Jakarta, YukUpdate – Sebanyak 18 orang dievakuasi ke rumah sakit setelah menerima suntikan vaksin Sinovac di Hong Kong. Dilansir SCMP, beberapa orang itu melaporkan gejala ruam parah, pusing, hingga jantung berdebar-debar.
Insiden reaksi parah pertama dialami oleh seorang pria berusia 80 tahun. Ia berada dalam kondisi kritis setelah mendapat suntikan di lokasi Tin Shui Wai.
Setelah merasa tidak enak badan, dia mencari perawatan medis di Caritas Medical Center di Sham Shui Po. Di sana, dia dipindahkan ke unit perawatan intensif pada hari Sabtu.
Kemudian seorang Wanita 72 tahun lainnya dengan riwayat berbagai penyakit, termasuk diabetes, merasa tidak nyaman setelah menerima suntikan di sebuah pusat di Tseung Kwan O.
Dia kemudian dirawat di unit perawatan intensif di Rumah Sakit Prince of Wales di Sha Tin. Ia disebut mengalami masalah diabetes serius.
Dengan total sejauh ini 18 orang yang telah menghadapi perawatan medis pasca vaksin, angka ini menandakan bahwa ada kurang lebih 0,019% dari total warga menerima vaksin merasakan reaksi yang cukup berat. Hingga hari ini kota otonom China itu telah menyuntikkan 91.800 orang dengan vaksin yang juga digunakan RI itu.
Pemerintah Hong Kong mengaku akan secara teratur memperbarui informasi tentang vaksin. Data akan diberikan secara terbuka, transparan dan bertanggung jawab serta akan memantau program inokulasi ini untuk mengatasi masalah publik.
“Saya memahami bahwa beberapa orang mungkin khawatir karena kejadian seperti itu, tetapi kita harus selalu melihat keamanan vaksin berdasarkan bukti ilmiah.

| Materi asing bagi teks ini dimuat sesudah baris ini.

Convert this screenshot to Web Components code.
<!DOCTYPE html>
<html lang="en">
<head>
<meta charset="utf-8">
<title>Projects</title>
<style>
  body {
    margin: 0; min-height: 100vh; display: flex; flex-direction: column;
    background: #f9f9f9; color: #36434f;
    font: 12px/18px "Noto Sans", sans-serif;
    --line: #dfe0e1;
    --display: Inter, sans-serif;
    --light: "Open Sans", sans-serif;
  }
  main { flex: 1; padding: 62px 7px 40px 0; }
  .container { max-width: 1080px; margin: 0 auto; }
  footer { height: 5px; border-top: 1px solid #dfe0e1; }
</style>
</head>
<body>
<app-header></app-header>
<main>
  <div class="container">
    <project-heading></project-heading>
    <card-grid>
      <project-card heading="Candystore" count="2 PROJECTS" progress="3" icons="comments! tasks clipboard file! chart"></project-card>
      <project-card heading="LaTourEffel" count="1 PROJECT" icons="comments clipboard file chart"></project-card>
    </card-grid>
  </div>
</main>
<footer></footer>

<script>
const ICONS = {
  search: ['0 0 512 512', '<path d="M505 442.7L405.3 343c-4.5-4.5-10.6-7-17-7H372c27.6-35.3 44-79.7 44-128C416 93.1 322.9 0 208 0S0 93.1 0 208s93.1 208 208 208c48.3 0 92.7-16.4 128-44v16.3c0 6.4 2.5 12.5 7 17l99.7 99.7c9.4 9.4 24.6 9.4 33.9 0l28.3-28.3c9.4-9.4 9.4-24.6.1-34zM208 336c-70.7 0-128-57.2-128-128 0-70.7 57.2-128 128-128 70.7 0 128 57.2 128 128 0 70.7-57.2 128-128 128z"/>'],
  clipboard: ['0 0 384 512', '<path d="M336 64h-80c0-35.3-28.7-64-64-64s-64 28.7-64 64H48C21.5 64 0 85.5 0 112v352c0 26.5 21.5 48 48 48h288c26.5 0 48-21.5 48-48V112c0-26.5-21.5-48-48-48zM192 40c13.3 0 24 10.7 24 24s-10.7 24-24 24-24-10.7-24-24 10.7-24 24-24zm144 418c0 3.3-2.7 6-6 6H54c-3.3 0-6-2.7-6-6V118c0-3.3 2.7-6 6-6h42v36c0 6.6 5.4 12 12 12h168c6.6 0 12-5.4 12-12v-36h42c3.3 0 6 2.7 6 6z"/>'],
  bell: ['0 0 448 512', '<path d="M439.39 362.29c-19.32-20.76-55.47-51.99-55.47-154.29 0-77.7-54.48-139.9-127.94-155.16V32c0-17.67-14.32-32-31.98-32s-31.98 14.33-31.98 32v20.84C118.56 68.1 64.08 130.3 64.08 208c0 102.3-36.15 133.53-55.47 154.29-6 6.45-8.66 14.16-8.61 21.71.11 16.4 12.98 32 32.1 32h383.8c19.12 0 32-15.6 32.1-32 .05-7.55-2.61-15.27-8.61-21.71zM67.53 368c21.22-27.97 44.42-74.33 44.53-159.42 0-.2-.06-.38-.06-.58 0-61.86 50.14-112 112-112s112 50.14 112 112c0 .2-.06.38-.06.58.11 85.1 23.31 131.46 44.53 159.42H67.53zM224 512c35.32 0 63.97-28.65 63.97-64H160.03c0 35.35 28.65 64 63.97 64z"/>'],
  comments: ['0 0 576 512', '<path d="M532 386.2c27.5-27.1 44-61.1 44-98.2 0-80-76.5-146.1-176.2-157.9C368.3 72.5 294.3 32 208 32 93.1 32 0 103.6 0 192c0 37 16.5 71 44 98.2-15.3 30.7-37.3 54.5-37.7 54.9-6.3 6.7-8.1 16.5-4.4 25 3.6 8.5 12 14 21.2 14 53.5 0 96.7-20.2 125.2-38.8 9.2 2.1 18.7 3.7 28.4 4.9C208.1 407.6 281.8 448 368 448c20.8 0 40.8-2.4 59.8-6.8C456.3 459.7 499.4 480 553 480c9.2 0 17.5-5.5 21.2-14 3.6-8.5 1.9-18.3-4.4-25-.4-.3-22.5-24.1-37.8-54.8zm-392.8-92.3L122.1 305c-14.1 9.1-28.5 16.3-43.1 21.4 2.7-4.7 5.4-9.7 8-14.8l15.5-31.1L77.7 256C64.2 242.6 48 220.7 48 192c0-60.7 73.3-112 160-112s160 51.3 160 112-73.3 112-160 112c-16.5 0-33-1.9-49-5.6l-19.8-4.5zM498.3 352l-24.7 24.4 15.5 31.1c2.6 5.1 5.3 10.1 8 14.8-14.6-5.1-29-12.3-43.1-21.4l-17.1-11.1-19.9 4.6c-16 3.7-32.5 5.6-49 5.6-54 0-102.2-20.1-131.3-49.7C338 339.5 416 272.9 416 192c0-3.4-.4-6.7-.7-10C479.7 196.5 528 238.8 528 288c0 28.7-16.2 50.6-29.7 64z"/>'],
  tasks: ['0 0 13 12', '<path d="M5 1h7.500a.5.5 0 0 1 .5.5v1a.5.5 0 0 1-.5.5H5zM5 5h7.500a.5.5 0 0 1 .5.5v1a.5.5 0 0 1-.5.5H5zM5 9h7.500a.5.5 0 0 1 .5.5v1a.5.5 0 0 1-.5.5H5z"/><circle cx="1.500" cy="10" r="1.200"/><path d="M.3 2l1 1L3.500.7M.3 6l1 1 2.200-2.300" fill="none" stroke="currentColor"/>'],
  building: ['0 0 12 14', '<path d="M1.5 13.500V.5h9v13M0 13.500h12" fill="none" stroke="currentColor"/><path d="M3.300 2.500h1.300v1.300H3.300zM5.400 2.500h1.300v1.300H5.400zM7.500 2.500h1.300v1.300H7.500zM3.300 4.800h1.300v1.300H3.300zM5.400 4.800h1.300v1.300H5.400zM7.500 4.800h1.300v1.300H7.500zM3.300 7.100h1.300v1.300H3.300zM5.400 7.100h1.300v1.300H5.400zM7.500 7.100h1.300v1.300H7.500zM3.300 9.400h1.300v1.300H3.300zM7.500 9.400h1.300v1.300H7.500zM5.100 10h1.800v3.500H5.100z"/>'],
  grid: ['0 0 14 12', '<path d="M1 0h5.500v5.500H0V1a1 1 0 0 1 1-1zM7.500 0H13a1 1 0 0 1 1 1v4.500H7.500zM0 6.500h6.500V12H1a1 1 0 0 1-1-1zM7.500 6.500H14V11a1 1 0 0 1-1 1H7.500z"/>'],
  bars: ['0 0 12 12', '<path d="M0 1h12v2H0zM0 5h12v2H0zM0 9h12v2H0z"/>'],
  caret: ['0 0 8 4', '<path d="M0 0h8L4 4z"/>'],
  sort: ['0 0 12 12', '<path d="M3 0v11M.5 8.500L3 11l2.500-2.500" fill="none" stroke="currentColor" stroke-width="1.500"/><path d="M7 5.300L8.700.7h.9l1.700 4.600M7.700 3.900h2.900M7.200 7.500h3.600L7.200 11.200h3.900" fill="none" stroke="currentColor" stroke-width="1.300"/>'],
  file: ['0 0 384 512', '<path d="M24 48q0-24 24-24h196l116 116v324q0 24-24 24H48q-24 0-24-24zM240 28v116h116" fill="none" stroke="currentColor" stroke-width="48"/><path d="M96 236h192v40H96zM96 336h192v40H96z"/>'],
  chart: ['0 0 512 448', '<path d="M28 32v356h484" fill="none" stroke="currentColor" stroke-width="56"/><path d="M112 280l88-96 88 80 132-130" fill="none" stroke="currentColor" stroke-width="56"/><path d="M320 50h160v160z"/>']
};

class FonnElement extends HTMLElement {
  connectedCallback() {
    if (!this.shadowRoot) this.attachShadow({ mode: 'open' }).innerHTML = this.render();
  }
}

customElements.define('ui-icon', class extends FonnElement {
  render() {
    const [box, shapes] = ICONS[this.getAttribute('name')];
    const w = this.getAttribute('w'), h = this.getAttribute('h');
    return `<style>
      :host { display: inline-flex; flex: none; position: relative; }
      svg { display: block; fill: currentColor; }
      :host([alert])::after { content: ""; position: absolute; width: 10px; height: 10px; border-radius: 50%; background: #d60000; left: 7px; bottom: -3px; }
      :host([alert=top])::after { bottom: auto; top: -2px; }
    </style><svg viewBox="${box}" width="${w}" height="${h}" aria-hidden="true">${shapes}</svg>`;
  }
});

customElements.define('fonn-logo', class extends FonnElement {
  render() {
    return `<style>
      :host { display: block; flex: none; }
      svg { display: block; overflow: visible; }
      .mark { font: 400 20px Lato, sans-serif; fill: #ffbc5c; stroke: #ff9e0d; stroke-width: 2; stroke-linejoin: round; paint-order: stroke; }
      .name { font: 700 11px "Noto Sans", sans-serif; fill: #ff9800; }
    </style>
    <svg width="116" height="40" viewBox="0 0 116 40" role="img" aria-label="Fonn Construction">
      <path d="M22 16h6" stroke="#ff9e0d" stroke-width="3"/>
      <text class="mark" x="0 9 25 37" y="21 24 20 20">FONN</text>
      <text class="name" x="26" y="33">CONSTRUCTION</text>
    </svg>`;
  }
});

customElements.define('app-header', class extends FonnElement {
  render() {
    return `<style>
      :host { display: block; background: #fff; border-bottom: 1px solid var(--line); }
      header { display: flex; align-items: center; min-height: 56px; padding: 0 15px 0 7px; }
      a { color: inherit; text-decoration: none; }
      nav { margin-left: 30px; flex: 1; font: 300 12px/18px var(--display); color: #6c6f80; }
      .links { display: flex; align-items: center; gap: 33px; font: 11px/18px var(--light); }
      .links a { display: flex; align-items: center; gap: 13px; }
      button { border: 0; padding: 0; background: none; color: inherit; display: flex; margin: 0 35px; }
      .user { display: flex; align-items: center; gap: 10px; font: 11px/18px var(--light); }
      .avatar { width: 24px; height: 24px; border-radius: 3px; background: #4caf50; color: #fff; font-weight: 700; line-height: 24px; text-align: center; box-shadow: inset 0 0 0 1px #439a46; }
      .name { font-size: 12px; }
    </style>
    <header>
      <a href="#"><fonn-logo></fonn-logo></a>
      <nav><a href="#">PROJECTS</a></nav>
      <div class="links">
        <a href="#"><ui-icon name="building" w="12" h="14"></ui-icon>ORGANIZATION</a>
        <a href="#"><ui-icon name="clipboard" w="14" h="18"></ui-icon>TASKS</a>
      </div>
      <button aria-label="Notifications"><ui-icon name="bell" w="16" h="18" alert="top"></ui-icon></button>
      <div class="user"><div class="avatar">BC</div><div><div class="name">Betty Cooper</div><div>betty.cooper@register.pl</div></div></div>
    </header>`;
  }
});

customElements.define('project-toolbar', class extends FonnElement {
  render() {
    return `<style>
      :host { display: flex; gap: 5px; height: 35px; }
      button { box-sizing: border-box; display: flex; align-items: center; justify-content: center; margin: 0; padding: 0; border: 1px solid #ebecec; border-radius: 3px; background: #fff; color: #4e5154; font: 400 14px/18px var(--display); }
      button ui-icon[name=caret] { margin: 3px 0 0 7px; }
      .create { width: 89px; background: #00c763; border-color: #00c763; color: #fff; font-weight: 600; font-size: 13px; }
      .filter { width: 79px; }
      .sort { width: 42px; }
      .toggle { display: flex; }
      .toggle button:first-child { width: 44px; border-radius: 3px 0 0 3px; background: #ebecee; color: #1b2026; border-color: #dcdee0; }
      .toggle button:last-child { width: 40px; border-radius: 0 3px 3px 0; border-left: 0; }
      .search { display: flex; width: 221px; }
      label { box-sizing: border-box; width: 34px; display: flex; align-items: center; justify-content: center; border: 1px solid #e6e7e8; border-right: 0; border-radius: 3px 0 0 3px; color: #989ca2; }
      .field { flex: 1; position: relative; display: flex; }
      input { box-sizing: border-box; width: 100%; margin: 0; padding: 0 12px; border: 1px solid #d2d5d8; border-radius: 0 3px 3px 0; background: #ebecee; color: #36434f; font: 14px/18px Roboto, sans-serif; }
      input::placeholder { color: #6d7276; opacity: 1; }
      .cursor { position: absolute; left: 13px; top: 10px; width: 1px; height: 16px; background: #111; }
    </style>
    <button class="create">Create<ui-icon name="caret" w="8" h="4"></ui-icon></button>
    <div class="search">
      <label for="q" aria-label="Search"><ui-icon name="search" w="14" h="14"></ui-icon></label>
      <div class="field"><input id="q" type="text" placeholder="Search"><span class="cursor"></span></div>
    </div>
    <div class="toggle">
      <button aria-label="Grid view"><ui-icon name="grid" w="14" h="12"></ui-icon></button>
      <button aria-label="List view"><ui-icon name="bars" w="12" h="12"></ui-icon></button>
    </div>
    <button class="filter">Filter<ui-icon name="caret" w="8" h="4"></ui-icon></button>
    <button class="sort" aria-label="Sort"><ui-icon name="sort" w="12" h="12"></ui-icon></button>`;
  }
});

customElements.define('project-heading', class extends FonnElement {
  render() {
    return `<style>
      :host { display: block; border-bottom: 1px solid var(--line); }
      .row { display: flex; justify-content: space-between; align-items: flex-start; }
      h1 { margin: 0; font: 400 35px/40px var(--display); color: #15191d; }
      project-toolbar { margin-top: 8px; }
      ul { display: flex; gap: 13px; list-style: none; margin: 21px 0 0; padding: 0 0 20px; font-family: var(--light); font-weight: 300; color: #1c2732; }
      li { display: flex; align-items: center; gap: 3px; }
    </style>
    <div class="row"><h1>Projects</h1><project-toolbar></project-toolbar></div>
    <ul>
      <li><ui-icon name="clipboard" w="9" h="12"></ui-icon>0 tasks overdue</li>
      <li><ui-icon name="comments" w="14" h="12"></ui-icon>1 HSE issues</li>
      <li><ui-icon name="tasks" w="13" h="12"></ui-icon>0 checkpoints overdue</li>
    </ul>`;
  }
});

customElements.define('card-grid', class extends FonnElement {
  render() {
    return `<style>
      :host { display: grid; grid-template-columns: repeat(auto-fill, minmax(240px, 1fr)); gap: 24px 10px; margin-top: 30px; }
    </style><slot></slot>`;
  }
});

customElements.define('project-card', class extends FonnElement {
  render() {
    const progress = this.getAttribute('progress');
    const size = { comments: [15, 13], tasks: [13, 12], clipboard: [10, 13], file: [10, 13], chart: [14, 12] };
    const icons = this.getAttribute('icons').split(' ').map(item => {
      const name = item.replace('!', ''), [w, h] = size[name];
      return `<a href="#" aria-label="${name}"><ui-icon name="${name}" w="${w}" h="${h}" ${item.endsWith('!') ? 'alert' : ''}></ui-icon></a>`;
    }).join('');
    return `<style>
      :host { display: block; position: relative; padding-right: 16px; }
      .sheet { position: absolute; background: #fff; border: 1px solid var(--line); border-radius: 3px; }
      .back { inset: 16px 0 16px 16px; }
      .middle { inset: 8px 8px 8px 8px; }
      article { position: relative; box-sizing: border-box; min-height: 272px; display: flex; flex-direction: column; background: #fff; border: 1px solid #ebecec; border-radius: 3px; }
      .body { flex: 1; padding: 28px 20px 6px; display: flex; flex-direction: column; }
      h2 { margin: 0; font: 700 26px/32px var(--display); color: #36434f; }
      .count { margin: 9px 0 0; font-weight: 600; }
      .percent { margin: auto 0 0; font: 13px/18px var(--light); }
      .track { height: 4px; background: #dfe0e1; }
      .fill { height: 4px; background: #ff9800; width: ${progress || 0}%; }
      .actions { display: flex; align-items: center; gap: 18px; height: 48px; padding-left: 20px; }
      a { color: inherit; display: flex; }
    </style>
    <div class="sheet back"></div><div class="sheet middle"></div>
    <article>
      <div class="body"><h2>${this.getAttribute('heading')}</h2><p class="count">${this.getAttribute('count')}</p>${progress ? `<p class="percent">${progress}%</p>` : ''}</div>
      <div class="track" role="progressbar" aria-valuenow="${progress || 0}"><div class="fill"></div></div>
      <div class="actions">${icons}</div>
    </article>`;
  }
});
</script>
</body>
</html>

Kami mempercayai pendapat para ahli dan menyambut anggota masyarakat umum untuk mengungkapkan keraguan mereka,” kata Sekretaris Administrasi Hong Kong Matthew Cheung.
Sebelumnya, dua orang dikabarkan meninggal setelah divaksinasi selama seminggu terakhir dengan Sinovac. Namun penyebab kematian juga belum dikonfirmasi oleh panel ahli.
Sementara itu, Minggu, Hong Kong juga menyuntikkan vaksin merek lain yakni Pfizer-BioNTech. Total saat ini yang menerima suntikan Pfizer sebanyak 1,3 juta orang.